→ EXERCISE INSTRUCTIONS
Set down word for word the lines running from the line with "Emit a component" to the line with "import React from", ends included. Skip every picture.
** Start of DATASET EXTRACT **
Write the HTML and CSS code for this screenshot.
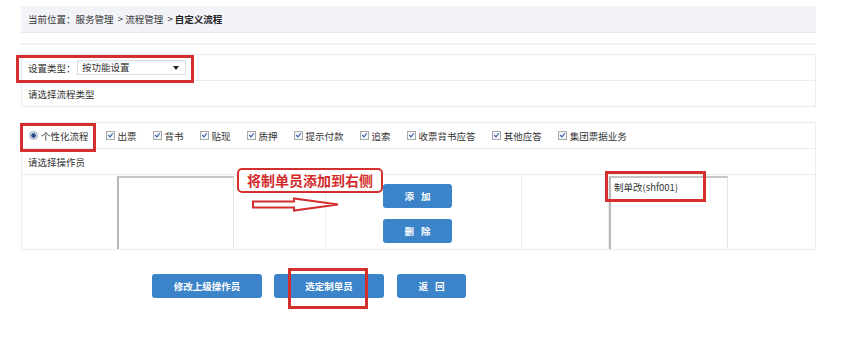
FILE: index.html
```html
<!DOCTYPE html>
<html lang="zh-CN">
<head>
<meta charset="utf-8">
<title>自定义流程</title>
<link rel="stylesheet" href="styles.css">
</head>
<body>
<div class="page">
  <div class="crumb">当前位置：服务管理&nbsp;&nbsp;&gt;&nbsp;流程管理&nbsp;&nbsp;&gt;&nbsp;<b>自定义流程</b></div>
  <div class="rule"></div>

  <div class="panel type-panel">
    <div class="row">
      <span class="label">设置类型：</span>
      <div class="select">按功能设置<span class="caret"></span></div>
    </div>
    <div class="row">请选择流程类型</div>
  </div>

  <div class="panel op-panel">
    <div class="row checks">
      <label class="item radio-item"><span class="radio"></span>个性化流程</label>
      <label class="item"><span class="cb"></span>出票</label>
      <label class="item"><span class="cb"></span>背书</label>
      <label class="item"><span class="cb"></span>贴现</label>
      <label class="item"><span class="cb"></span>质押</label>
      <label class="item"><span class="cb"></span>提示付款</label>
      <label class="item"><span class="cb"></span>追索</label>
      <label class="item"><span class="cb"></span>收票背书应答</label>
      <label class="item"><span class="cb"></span>其他应答</label>
      <label class="item"><span class="cb"></span>集团票据业务</label>
    </div>
    <div class="row">请选择操作员</div>
    <div class="pick">
      <div class="cell"></div>
      <div class="cell list"></div>
      <div class="cell"></div>
      <div class="cell actions">
        <button class="btn small spaced">添加</button>
        <button class="btn small spaced">删除</button>
      </div>
      <div class="cell"></div>
      <div class="cell list"><div class="opt">制单改(shf001)</div></div>
      <div class="cell"></div>
    </div>
  </div>

  <div class="footer">
    <button class="btn wide">修改上级操作员</button>
    <button class="btn wide">选定制单员</button>
    <button class="btn back spaced">返回</button>
  </div>

  <div class="mark mark-type"></div>
  <div class="mark mark-radio"></div>
  <div class="mark mark-opt"></div>
  <div class="mark mark-btn"></div>
  <div class="note">将制单员添加到右侧</div>
  <svg class="arrow" width="88" height="16" viewBox="0 0 88 16">
    <path d="M1 4.5 H42 V1.5 L86 7.5 L42 13.5 V10.5 H1 Z" fill="#fff" stroke="#d42f2f" stroke-width="2" stroke-linejoin="miter"/>
  </svg>
</div>
</body>
</html>
```

FILE: styles.css
```css
* { box-sizing: border-box; }
html, body { margin: 0; padding: 0; background: #fff; }
body {
  font-family: "Noto Sans CJK SC", "Noto Sans", "Liberation Sans", sans-serif;
  font-size: 9.5px;
  color: #333;
}
.page {
  position: relative;
  width: 860px;
  height: 342px;
  padding-left: 21px;
  padding-top: 6px;
}
.crumb {
  width: 795px;
  height: 27px;
  line-height: 27px;
  background: #f2f3f8;
  border-bottom: 1px solid #e8e9ee;
  padding-left: 7px;
  color: #333;
}
.crumb b { font-weight: bold; color: #222; }
.rule {
  width: 795px;
  height: 2px;
  margin-top: 10px;
  background: #eef0f3;
}
.panel {
  width: 795px;
  border: 1px solid #ececec;
  border-bottom: 0;
}
.type-panel { margin-top: 9px; }
.op-panel { margin-top: 15px; }
.row {
  height: 26px;
  display: flex;
  align-items: center;
  padding-left: 6px;
  border-bottom: 1px solid #ececec;
}
.label { width: 49px; }
.select {
  position: relative;
  width: 109px;
  height: 15px;
  line-height: 13px;
  border: 1px solid #dedede;
  padding-left: 4px;
  font-size: 9.5px;
}
.caret {
  position: absolute;
  right: 6px;
  top: 5px;
  width: 0;
  height: 0;
  border-left: 3px solid transparent;
  border-right: 3px solid transparent;
  border-top: 4px solid #222;
}
.checks { gap: 16px; padding-left: 7px; }
.item { display: flex; align-items: center; white-space: nowrap; }
.radio-item { margin-right: 1px; }
.radio {
  width: 9px; height: 9px;
  border-radius: 50%;
  border: 1px solid #9aa7b8;
  background: radial-gradient(circle, #2a4f86 0 2px, #dfe6ef 2.5px);
  margin-right: 3px;
}
.cb {
  position: relative;
  width: 9px; height: 9px;
  border: 1px solid #a9a9a9;
  background: #f3f5f8;
  margin-right: 3px;
}
.cb::after {
  content: "";
  position: absolute;
  left: 2px; top: 0px;
  width: 2px; height: 4px;
  border-right: 1px solid #2a5aa0;
  border-bottom: 1px solid #2a5aa0;
  transform: rotate(40deg);
}
.pick {
  display: grid;
  grid-template-columns: 95px 117px 92px 196px 87px 119px 87px;
  height: 75px;
  border-bottom: 1px solid #ececec;
}
.cell { height: 74px; }
.cell:nth-child(3), .cell:nth-child(4), .cell:nth-child(5) { border-right: 1px solid #eeeeee; }
.list {
  margin-top: 1px;
  height: 73px;
  border-left: 2px solid #b8b8b8;
  border-top: 2px solid #c6c6c6;
  border-right: 1px solid #e6e6e6;
}
.opt { padding: 2px 0 0 3px; font-size: 9.5px; color: #333; }
.actions {
  display: flex;
  flex-direction: column;
  gap: 11px;
  padding: 9px 0 0 57px;
}
.btn {
  font-family: inherit;
  border: 0;
  border-radius: 3px;
  background: #3b84c9;
  color: #fff;
  font-size: 9.5px;
  font-weight: bold;
  height: 24px;
  padding: 0;
  cursor: pointer;
}
.btn.spaced { letter-spacing: 7px; text-indent: 7px; }
.btn.small { width: 69px; }
.footer {
  display: flex;
  gap: 12px;
  margin-top: 24px;
  padding-left: 131px;
}
.btn.wide { width: 110px; }
.btn.back { width: 69px; margin-left: 1px; }
.mark {
  position: absolute;
  border: 3px solid #d42f2f;
}
.mark-type { left: 16px; top: 55px; width: 178px; height: 28px; }
.mark-radio { left: 20px; top: 123px; width: 76px; height: 29px; }
.mark-opt { left: 605px; top: 171px; width: 101px; height: 31px; }
.mark-btn { left: 288px; top: 268px; width: 80px; height: 41px; }
.note {
  position: absolute;
  left: 237px;
  top: 168px;
  width: 146px;
  height: 25px;
  border: 2px solid #d42f2f;
  border-radius: 5px;
  background: #fff;
  color: #d42a2a;
  font-size: 14px;
  font-weight: bold;
  line-height: 21px;
  text-align: center;
}
.arrow {
  position: absolute;
  left: 252px;
  top: 197px;
}
```
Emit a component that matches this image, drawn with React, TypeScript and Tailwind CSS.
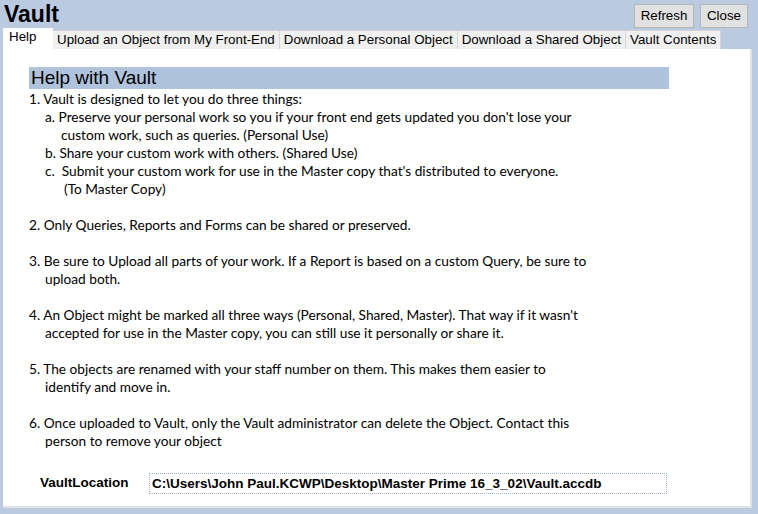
import React from "react";

const tabs = [
  "Upload an Object from My Front-End",
  "Download a Personal Object",
  "Download a Shared Object",
  "Vault Contents",
];

function Line({ indent = 0, children }: { indent?: number; children: React.ReactNode }) {
  return (
    <div className="h-[18px] whitespace-pre leading-[18px]" style={{ paddingLeft: indent }}>
      {children}
    </div>
  );
}

export default function App() {
  return (
    <div className="w-[758px] h-[514px] bg-[#b9cae1] overflow-hidden flex flex-col" style={{ fontFamily: "Arial, 'Liberation Sans', sans-serif" }}>
      <div className="flex items-start justify-between h-[29px]">
        <div className="pl-[4px] pt-[1px] text-[23px] font-bold leading-[26px] text-black">Vault</div>
        <div className="flex gap-[6px] pt-[4px] pr-[10px]">
          <button className="h-[24px] w-[60px] border border-[#b4b4b4] bg-[#e1e1e1] text-[13.33px] text-black">Refresh</button>
          <button className="h-[24px] w-[48px] border border-[#b4b4b4] bg-[#e1e1e1] text-[13.33px] text-black">Close</button>
        </div>
      </div>
      <div className="flex items-end h-[20px] pl-[3px]">
        <div className="h-[21px] w-[50px] bg-white pl-[6px] text-[13.33px] leading-[18px] text-black">Help</div>
        {tabs.map((t) => (
          <div key={t} className="h-[19px] border-t border-r border-[#d4d4d4] bg-[#f0f0f0] px-[4px] text-[13.33px] leading-[18px] text-black whitespace-nowrap">
            {t}
          </div>
        ))}
      </div>
      <div className="ml-[3px] w-[749px] h-[459px] bg-white border-r-2 border-b-2 border-[#e2e2e2] pl-[26px] pt-[18px]">
        <div className="w-[640px] h-[22px] bg-[#b0c3dd] pl-[2px] text-[19px] leading-[22px] text-black">Help with Vault</div>
        <div className="pt-[1px] text-[13.7px] text-black" style={{ fontFamily: "Lato, 'Open Sans', sans-serif" }}>
          <Line>1. Vault is designed to let you do three things:</Line>
          <Line indent={16}>a. Preserve your personal work so you if your front end gets updated you don't lose your</Line>
          <Line indent={32}>custom work, such as queries. (Personal Use)</Line>
          <Line indent={16}>b. Share your custom work with others. (Shared Use)</Line>
          <Line indent={16}>c.  Submit your custom work for use in the Master copy that's distributed to everyone.</Line>
          <Line indent={35}>(To Master Copy)</Line>
          <Line> </Line>
          <Line>2. Only Queries, Reports and Forms can be shared or preserved.</Line>
          <Line> </Line>
          <Line>3. Be sure to Upload all parts of your work. If a Report is based on a custom Query, be sure to</Line>
          <Line indent={16}>upload both.</Line>
          <Line> </Line>
          <Line>4. An Object might be marked all three ways (Personal, Shared, Master). That way if it wasn't</Line>
          <Line indent={16}>accepted for use in the Master copy, you can still use it personally or share it.</Line>
          <Line> </Line>
          <Line>5. The objects are renamed with your staff number on them. This makes them easier to</Line>
          <Line indent={16}>identify and move in.</Line>
          <Line> </Line>
          <Line>6. Once uploaded to Vault, only the Vault administrator can delete the Object. Contact this</Line>
          <Line indent={16}>person to remove your object</Line>
        </div>
        <div className="mt-[23px] flex items-center">
          <div className="w-[120px] pl-[11px] text-[13.5px] font-bold text-black">VaultLocation</div>
          <div className="h-[21px] w-[518px] border border-dotted border-[#9fb4cf] pl-[2px] text-[13.5px] font-bold leading-[19px] text-black">
            C:\Users\John Paul.KCWP\Desktop\Master Prime 16_3_02\Vault.accdb
          </div>
        </div>
      </div>
    </div>
  );
}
** End of DATASET EXTRACT **
→ TASK SOLUTION
Emit a component that matches this image, drawn with React, TypeScript and Tailwind CSS.
import React from "react";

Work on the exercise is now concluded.